Oxygen defects-mediated Z-scheme charge separation in g-C3N4/ZnO photocatalysts for enhanced visible-light degradation of 4-chlorophenol and hydrogen evolution

g-C3N4 nanosheets were coupled with oxygen-defective ZnO nanorods (OD-ZnO) to form a heterojunction photocatalyst with a core-shell structure. Multiple optical and electrochemical analysis including electrochemical impedance spectroscopy, photocurrent response and steady/transient photoluminescence spectroscopy revealed that the g-C3N4/OD-ZnO heterojunction exhibited increased visible-light absorption, improved charge generation/separation efficiency as well as prolonged lifetime, leading to the enhanced photocatalytic activities for the degradation of 4-chlorophenol under visible-light illumination (λ > 420 nm). An oxygen defects-mediated Z-scheme mechanism was proposed for the charge separation in the heterojunction, which involved the recombining of photoinduced electrons that were trapped in the oxygen defects-level of OD-ZnO directly with the holes in the valence band of g-C3N4 at the heterojunction interface. The detection of surface generated reactive species including O2− and OH clearly supported the Z-scheme mechanism.

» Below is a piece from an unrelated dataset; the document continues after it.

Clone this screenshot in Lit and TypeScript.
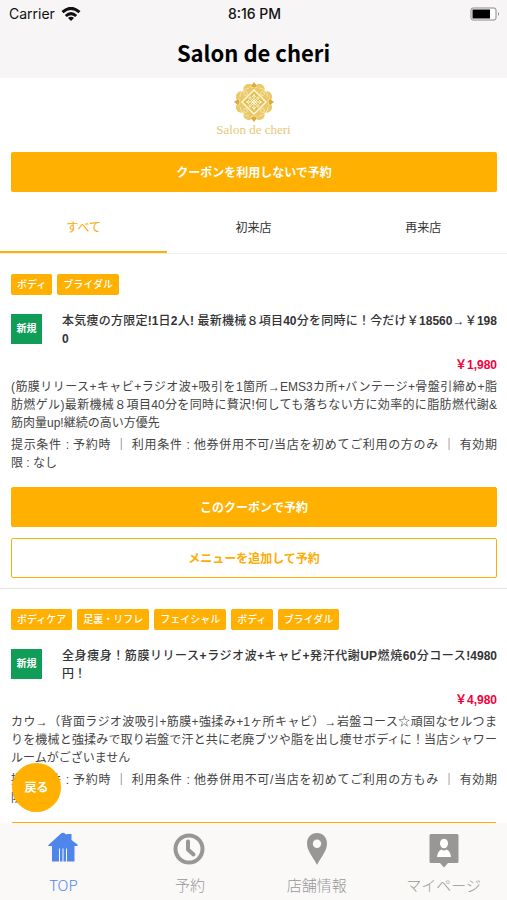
import { LitElement, html, svg, css } from "lit";
import { customElement, property, state } from "lit/decorators.js";
import { classMap } from "lit/directives/class-map.js";

interface Coupon {
  tags: string[];
  title: string[];
  price: string;
  body: string[];
  terms: string[];
}

const COUPONS: Coupon[] = [
  {
    tags: ["ボディ", "ブライダル"],
    title: ["本気痩の方限定!1日2人! 最新機械８項目40分を同時に！今だけ￥18560→￥198", "0"],
    price: "￥1,980",
    body: [
      "(筋膜リリース+キャビ+ラジオ波+吸引を1箇所→EMS3カ所+バンテージ+骨盤引締め+脂",
      "肪燃ゲル)最新機械８項目40分を同時に贅沢!何しても落ちない方に効率的に脂肪燃代謝&",
      "筋肉量up!継続の高い方優先",
    ],
    terms: [
      "提示条件 : 予約時 ｜ 利用条件 : 他券併用不可/当店を初めてご利用の方のみ ｜ 有効期",
      "限 : なし",
    ],
  },
  {
    tags: ["ボディケア", "足裏・リフレ", "フェイシャル", "ボディ", "ブライダル"],
    title: ["全身痩身！筋膜リリース+ラジオ波+キャビ+発汗代謝UP燃焼60分コース!4980", "円！"],
    price: "￥4,980",
    body: [
      "カウ→（背面ラジオ波吸引+筋膜+強揉み+1ヶ所キャビ）→岩盤コース☆頑固なセルつま",
      "りを機械と強揉みで取り岩盤で汗と共に老廃ブツや脂を出し痩せボディに！当店シャワー",
      "ルームがございません",
    ],
    terms: [
      "提示条件 : 予約時 ｜ 利用条件 : 他券併用不可/当店を初めてご利用の方もみ ｜ 有効期",
      "限 : なし",
    ],
  },
];

const lines = (rows: string[]) => rows.map((row) => html`<span class="line">${row}</span>`);

/* Latin letters and digits are heavier than the kana and kanji in headings. */
const headingLines = (rows: string[]) =>
  rows.map(
    (row) =>
      html`<span class="line">${row
        .split(/([\x21-\x7e]+)/)
        .map((part, i) => (i % 2 ? html`<b>${part}</b>` : part))}</span>`
  );

@customElement("coupon-card")
class CouponCard extends LitElement {
  @property({ attribute: false }) coupon!: Coupon;

  static styles = css`
    :host {
      display: block;
      padding: 20px 10px 10px 11px;
      border-bottom: 1px solid #e4e4e4;
      color: #444;
      font-size: 12px;
      line-height: 18px;
    }
    * { box-sizing: border-box; }
    .tags {
      display: flex;
      flex-wrap: wrap;
      gap: 5px;
      margin: 0 0 17px;
      padding: 0;
      list-style: none;
    }
    .tag {
      padding: 0 6px;
      border-radius: 2px;
      background: #ffb000;
      color: #fff;
      font-size: 10px;
      font-weight: 500;
      line-height: 21px;
    }
    .head { display: flex; align-items: flex-start; gap: 20px; }
    .badge {
      flex: none;
      width: 31px;
      margin-top: 2px;
      background: #0f9d58;
      color: #fff;
      font-size: 10px;
      font-weight: 700;
      line-height: 30px;
      text-align: center;
    }
    .title {
      flex: 1;
      margin: 0;
      color: #333;
      font-size: 12px;
      font-weight: 500;
    }
    .title b { font-weight: 700; }
    .line { display: block; white-space: nowrap; text-align-last: justify; }
    .line:last-child { text-align-last: left; }
    .price {
      margin: 8px 0 4px;
      color: #f5003c;
      font-weight: 700;
      text-align: right;
    }
    .text { margin: 0 0 4px; }
    .terms { margin: 0 0 15px; }
    .btn {
      display: block;
      width: 100%;
      height: 40px;
      margin: 0;
      padding: 2px 0 0;
      border: 1px solid #ffb000;
      border-radius: 2px;
      background: #ffb000;
      color: #fff;
      font: inherit;
      font-weight: 700;
    }
    .outline { margin-top: 11px; background: #fff; color: #ffab00; }
  `;

  render() {
    const c = this.coupon;
    return html`
      <ul class="tags">${c.tags.map((t) => html`<li class="tag">${t}</li>`)}</ul>
      <div class="head">
        <span class="badge">新規</span>
        <h2 class="title">${headingLines(c.title)}</h2>
      </div>
      <p class="price">${c.price}</p>
      <p class="text">${lines(c.body)}</p>
      <p class="terms">${lines(c.terms)}</p>
      <button class="btn" type="button">このクーポンで予約</button>
      <button class="btn outline" type="button">メニューを追加して予約</button>
    `;
  }
}

const emblem = html`
  <svg class="emblem" viewBox="-20 -20 40 40" width="40" height="40" aria-hidden="true">
    ${[0, 45, 90, 135, 180, 225, 270, 315].map(
      (a) => svg`<g transform="rotate(${a})">
        <circle cx="5" cy="-13" r="5" fill="#e9c968"/>
        <circle cx="-5" cy="-13" r="5" fill="#e9c968"/>
      </g>`
    )}
    <circle r="15" fill="#e9c968"/>
    ${[0, 90, 180, 270].map(
      (a) => svg`<g transform="rotate(${a})">
        <path d="M0-20L3-16L0-13L-3-16Z" fill="#d9ad3a"/>
        <g fill="none" stroke="#f8e7b0" stroke-width="0.900">
          <path d="M-4-16Q0-12 4-16"/>
          <circle cx="8.500" cy="-8.500" r="2"/>
          <path d="M5-14Q12-14 14-5"/>
        </g>
      </g>`
    )}
    <path d="M0-12L12 0L0 12L-12 0Z" fill="#e4bf55" stroke="#fff6d8" stroke-width="1.500"/>
    ${[0, 90, 180, 270].map(
      (a) => svg`<g transform="rotate(${a})" fill="none" stroke="#fff6d8">
        <path d="M0 0V-8M-2-5L0-7L2-5M-2-3L0-1L2-3" stroke-width="1"/>
        <circle cx="3.800" cy="-3.800" r="1.200" stroke-width="0.900"/>
      </g>`
    )}
  </svg>
`;

const NAV = [
  {
    label: "TOP",
    icon: svg`<path fill="currentColor" d="M3 13.500L15 2.500Q17 1 19 2.500L20.500 4V3H25.500V9L31.500 13.500V15H28.500V30.500H21V17.500H20V30.500H17.500V17.500H16.500V30.500H14V17.500H13V30.500H6V15H2Z"/>`,
  },
  {
    label: "予約",
    icon: svg`<circle cx="16" cy="18" r="13.500" fill="none" stroke="currentColor" stroke-width="4"/>
      <path d="M15 10.500V18.500L20.500 23.500" fill="none" stroke="currentColor" stroke-width="4" stroke-linecap="round" stroke-linejoin="round"/>`,
  },
  {
    label: "店舗情報",
    icon: svg`<path fill="currentColor" fill-rule="evenodd" d="M17 2C11 2 7 6.500 7 12.500C7 20 13 26 17 34C21 26 27 20 27 12.500C27 6.500 23 2 17 2ZM17 8.500A4.200 4.200 0 1 1 17 16.900A4.200 4.200 0 1 1 17 8.500Z"/>`,
  },
  {
    label: "マイページ",
    icon: svg`<path fill="currentColor" d="M4 3H30A1.500 1.500 0 0 1 31.500 4.500V30.500A1.500 1.500 0 0 1 30 32H21L17 36.500L13 32H4A1.500 1.500 0 0 1 2.500 30.500V4.500A1.500 1.500 0 0 1 4 3Z"/>
      <ellipse cx="17" cy="12.500" rx="4" ry="4.800" fill="#fff"/>
      <path d="M10 26Q10.500 20 14.500 18.500Q17 20.500 19.500 18.500Q23.500 20 24 26Z" fill="#fff"/>`,
  },
];

@customElement("app-root")
class AppRoot extends LitElement {
  @state() private tab = 0;
  @state() private page = 0;

  static styles = css`
    :host {
      display: flex;
      flex-direction: column;
      height: 100vh;
      overflow: hidden;
      background: #fff;
      color: #333;
      font-family: "Liberation Sans", "Noto Sans CJK JP", sans-serif;
      font-size: 12px;
      line-height: 18px;
    }
    * { box-sizing: border-box; }
    button { font: inherit; margin: 0; padding: 0; border: 0; }
    .top { flex: none; background: #f7f5f6; color: #111; }
    .status {
      display: grid;
      grid-template-columns: 1fr auto 1fr;
      align-items: center;
      height: 28px;
      padding: 0 7px 0 9px;
      font-family: Inter, sans-serif;
      font-size: 14px;
    }
    .carrier { display: flex; align-items: center; gap: 6px; }
    .clock { font-weight: 500; }
    .battery { justify-self: end; }
    .name {
      margin: 0;
      padding-bottom: 2px;
      color: #000;
      font-family: "Noto Sans CJK JP", sans-serif;
      font-size: 22px;
      font-weight: 700;
      line-height: 48px;
      text-align: center;
    }
    .stage { position: relative; flex: 1; min-height: 0; display: flex; }
    .scroll { flex: 1; overflow-y: auto; scrollbar-width: none; }
    .brand {
      display: flex;
      flex-direction: column;
      align-items: center;
      padding-top: 4px;
      color: #e6c878;
      font-family: "Liberation Serif", serif;
      font-size: 13px;
      line-height: 15px;
    }
    .skip {
      display: block;
      width: calc(100% - 21px);
      height: 40px;
      margin: 15px 10px 10px 11px;
      padding-top: 2px;
      border-radius: 2px;
      background: #ffb000;
      color: #fff;
      font-weight: 700;
    }
    .tabs { display: grid; grid-template-columns: 33fr 34fr 33fr; border-bottom: 1px solid #eee; }
    .tab {
      height: 51px;
      padding-top: 2px;
      border-bottom: 2px solid transparent;
      background: none;
      color: #333;
    }
    .tab.on { border-color: #ffb000; color: #ffa500; }
    .back {
      position: absolute;
      left: 12px;
      bottom: 11px;
      width: 49px;
      height: 49px;
      border-radius: 50%;
      background: #ffb000;
      color: #fff;
      font-weight: 700;
    }
    .nav {
      flex: none;
      display: grid;
      grid-template-columns: repeat(4, 1fr);
      background: #faf9f8;
      font-family: "Noto Sans CJK JP", sans-serif;
      font-size: 15px;
      font-weight: 300;
    }
    .item {
      display: flex;
      flex-direction: column;
      align-items: center;
      gap: 4px;
      height: 77px;
      padding-top: 8px;
      color: #999795;
      line-height: 24px;
      text-decoration: none;
    }
    .item.on { color: #4f86ec; }
  `;

  render() {
    return html`
      <header class="top">
        <div class="status">
          <span class="carrier">Carrier
            <svg width="20" height="15" viewBox="0 0 20 15" aria-hidden="true">
              <g fill="none" stroke="#111" stroke-width="3">
                <path d="M1.500 5.200Q10-2.500 18.500 5.200"/>
                <path d="M4.800 9Q10 4.300 15.200 9"/>
              </g>
              <path d="M10 14L7 11Q10 8.500 13 11Z" fill="#111"/>
            </svg>
          </span>
          <span class="clock">8:16 PM</span>
          <svg class="battery" width="30" height="14" viewBox="0 0 30 14" aria-hidden="true">
            <rect x="1" y="1" width="25" height="12" rx="2" fill="#fff" stroke="#888"/>
            <rect x="2.500" y="2.500" width="17.500" height="9" fill="#000"/>
            <path d="M28 5Q30 7 28 9Z" fill="#888"/>
          </svg>
        </div>
        <h1 class="name">Salon de cheri</h1>
      </header>
      <div class="stage">
        <main class="scroll">
          <div class="brand">${emblem}<span>Salon de cheri</span></div>
          <button class="skip" type="button">クーポンを利用しないで予約</button>
          <div class="tabs" role="tablist">
            ${["すべて", "初来店", "再来店"].map(
              (t, i) => html`<button
                type="button"
                role="tab"
                aria-selected=${this.tab === i}
                class=${classMap({ tab: true, on: this.tab === i })}
                @click=${() => (this.tab = i)}
              >${t}</button>`
            )}
          </div>
          ${COUPONS.map((c) => html`<coupon-card .coupon=${c}></coupon-card>`)}
        </main>
        <button class="back" type="button">戻る</button>
      </div>
      <nav class="nav">
        ${NAV.map(
          (n, i) => html`<a
            href="#"
            class=${classMap({ item: true, on: this.page === i })}
            @click=${(e: Event) => { e.preventDefault(); this.page = i; }}
          ><svg width="34" height="38" viewBox="0 0 34 38" aria-hidden="true">${n.icon}</svg><span>${n.label}</span></a>`
        )}
      </nav>
    `;
  }
}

Moreover, the g-C3N4/OD-ZnO photocatalysts also exhibited enhanced visible-light Z-scheme H2 evolution activity, with an optimal H2 evolution rate of about 5 times than that of pure g-C3N4. The present work not only provided an alternative strategy for construction of novel visible-light-driven Z-scheme photocatalysts, but also gained some new insights into the role of oxygen-defects of semiconductors in mediating the Z-scheme charge separation.